=== Work required ===
Write the material out again in full, word for word. Do not include the pictures.

=== Collected data ===
====
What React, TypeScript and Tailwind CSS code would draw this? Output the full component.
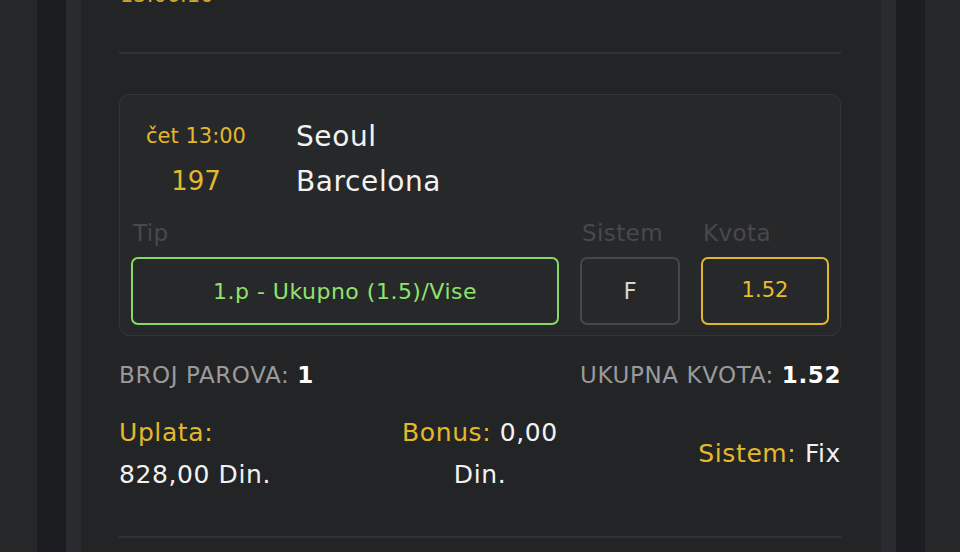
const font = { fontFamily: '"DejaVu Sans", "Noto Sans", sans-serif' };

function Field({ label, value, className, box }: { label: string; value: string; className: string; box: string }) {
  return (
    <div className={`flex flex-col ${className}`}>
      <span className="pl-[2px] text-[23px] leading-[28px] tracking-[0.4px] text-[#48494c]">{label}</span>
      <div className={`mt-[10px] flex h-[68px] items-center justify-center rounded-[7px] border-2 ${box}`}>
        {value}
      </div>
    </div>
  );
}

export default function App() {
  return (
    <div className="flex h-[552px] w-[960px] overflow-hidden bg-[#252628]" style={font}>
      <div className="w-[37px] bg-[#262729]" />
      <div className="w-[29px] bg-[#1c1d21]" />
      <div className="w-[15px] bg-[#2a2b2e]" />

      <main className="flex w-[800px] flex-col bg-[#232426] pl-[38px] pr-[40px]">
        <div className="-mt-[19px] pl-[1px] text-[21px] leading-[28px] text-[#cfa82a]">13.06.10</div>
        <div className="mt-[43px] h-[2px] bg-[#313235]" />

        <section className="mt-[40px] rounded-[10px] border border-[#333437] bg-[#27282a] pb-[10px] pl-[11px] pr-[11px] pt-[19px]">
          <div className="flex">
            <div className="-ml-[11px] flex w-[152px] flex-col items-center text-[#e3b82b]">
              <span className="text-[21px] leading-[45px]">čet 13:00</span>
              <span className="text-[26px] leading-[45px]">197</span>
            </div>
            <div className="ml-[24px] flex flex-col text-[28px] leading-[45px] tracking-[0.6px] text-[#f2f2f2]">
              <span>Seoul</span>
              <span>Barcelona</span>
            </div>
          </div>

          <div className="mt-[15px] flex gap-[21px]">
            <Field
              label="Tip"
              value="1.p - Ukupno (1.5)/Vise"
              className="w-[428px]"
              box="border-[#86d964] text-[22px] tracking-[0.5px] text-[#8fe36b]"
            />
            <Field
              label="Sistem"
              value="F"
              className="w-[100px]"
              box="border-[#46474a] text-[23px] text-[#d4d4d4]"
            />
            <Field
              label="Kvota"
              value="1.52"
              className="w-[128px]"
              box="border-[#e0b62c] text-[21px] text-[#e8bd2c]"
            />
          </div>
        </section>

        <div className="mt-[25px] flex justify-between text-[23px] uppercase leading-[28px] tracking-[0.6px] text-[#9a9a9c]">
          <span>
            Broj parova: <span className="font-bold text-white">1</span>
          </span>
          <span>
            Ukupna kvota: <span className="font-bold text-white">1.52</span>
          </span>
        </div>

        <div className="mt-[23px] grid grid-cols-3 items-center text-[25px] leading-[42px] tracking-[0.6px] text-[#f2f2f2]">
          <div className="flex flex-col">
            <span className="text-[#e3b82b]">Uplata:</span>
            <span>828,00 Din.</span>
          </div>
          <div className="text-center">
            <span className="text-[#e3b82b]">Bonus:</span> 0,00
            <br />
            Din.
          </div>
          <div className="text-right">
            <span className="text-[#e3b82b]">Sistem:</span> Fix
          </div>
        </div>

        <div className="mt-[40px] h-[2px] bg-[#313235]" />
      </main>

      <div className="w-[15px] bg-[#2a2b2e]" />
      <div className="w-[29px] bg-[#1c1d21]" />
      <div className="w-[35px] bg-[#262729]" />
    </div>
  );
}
====
=== Exercise output ===
What React, TypeScript and Tailwind CSS code would draw this? Output the full component.
const font = { fontFamily: '"DejaVu Sans", "Noto Sans", sans-serif' };

function Field({ label, value, className, box }: { label: string; value: string; className: string; box: string }) {
  return (
    <div className={`flex flex-col ${className}`}>
      <span className="pl-[2px] text-[23px] leading-[28px] tracking-[0.4px] text-[#48494c]">{label}</span>
      <div className={`mt-[10px] flex h-[68px] items-center justify-center rounded-[7px] border-2 ${box}`}>
        {value}
      </div>
    </div>
  );
}

export default function App() {
  return (
    <div className="flex h-[552px] w-[960px] overflow-hidden bg-[#252628]" style={font}>
      <div className="w-[37px] bg-[#262729]" />
      <div className="w-[29px] bg-[#1c1d21]" />
      <div className="w-[15px] bg-[#2a2b2e]" />

      <main className="flex w-[800px] flex-col bg-[#232426] pl-[38px] pr-[40px]">
        <div className="-mt-[19px] pl-[1px] text-[21px] leading-[28px] text-[#cfa82a]">13.06.10</div>
        <div className="mt-[43px] h-[2px] bg-[#313235]" />

        <section className="mt-[40px] rounded-[10px] border border-[#333437] bg-[#27282a] pb-[10px] pl-[11px] pr-[11px] pt-[19px]">
          <div className="flex">
            <div className="-ml-[11px] flex w-[152px] flex-col items-center text-[#e3b82b]">
              <span className="text-[21px] leading-[45px]">čet 13:00</span>
              <span className="text-[26px] leading-[45px]">197</span>
            </div>
            <div className="ml-[24px] flex flex-col text-[28px] leading-[45px] tracking-[0.6px] text-[#f2f2f2]">
              <span>Seoul</span>
              <span>Barcelona</span>
            </div>
          </div>

          <div className="mt-[15px] flex gap-[21px]">
            <Field
              label="Tip"
              value="1.p - Ukupno (1.5)/Vise"
              className="w-[428px]"
              box="border-[#86d964] text-[22px] tracking-[0.5px] text-[#8fe36b]"
            />
            <Field
              label="Sistem"
              value="F"
              className="w-[100px]"
              box="border-[#46474a] text-[23px] text-[#d4d4d4]"
            />
            <Field
              label="Kvota"
              value="1.52"
              className="w-[128px]"
              box="border-[#e0b62c] text-[21px] text-[#e8bd2c]"
            />
          </div>
        </section>

        <div className="mt-[25px] flex justify-between text-[23px] uppercase leading-[28px] tracking-[0.6px] text-[#9a9a9c]">
          <span>
            Broj parova: <span className="font-bold text-white">1</span>
          </span>
          <span>
            Ukupna kvota: <span className="font-bold text-white">1.52</span>
          </span>
        </div>

        <div className="mt-[23px] grid grid-cols-3 items-center text-[25px] leading-[42px] tracking-[0.6px] text-[#f2f2f2]">
          <div className="flex flex-col">
            <span className="text-[#e3b82b]">Uplata:</span>
            <span>828,00 Din.</span>
          </div>
          <div className="text-center">
            <span className="text-[#e3b82b]">Bonus:</span> 0,00
            <br />
            Din.
          </div>
          <div className="text-right">
            <span className="text-[#e3b82b]">Sistem:</span> Fix
          </div>
        </div>

        <div className="mt-[40px] h-[2px] bg-[#313235]" />
      </main>

      <div className="w-[15px] bg-[#2a2b2e]" />
      <div className="w-[29px] bg-[#1c1d21]" />
      <div className="w-[35px] bg-[#262729]" />
    </div>
  );
}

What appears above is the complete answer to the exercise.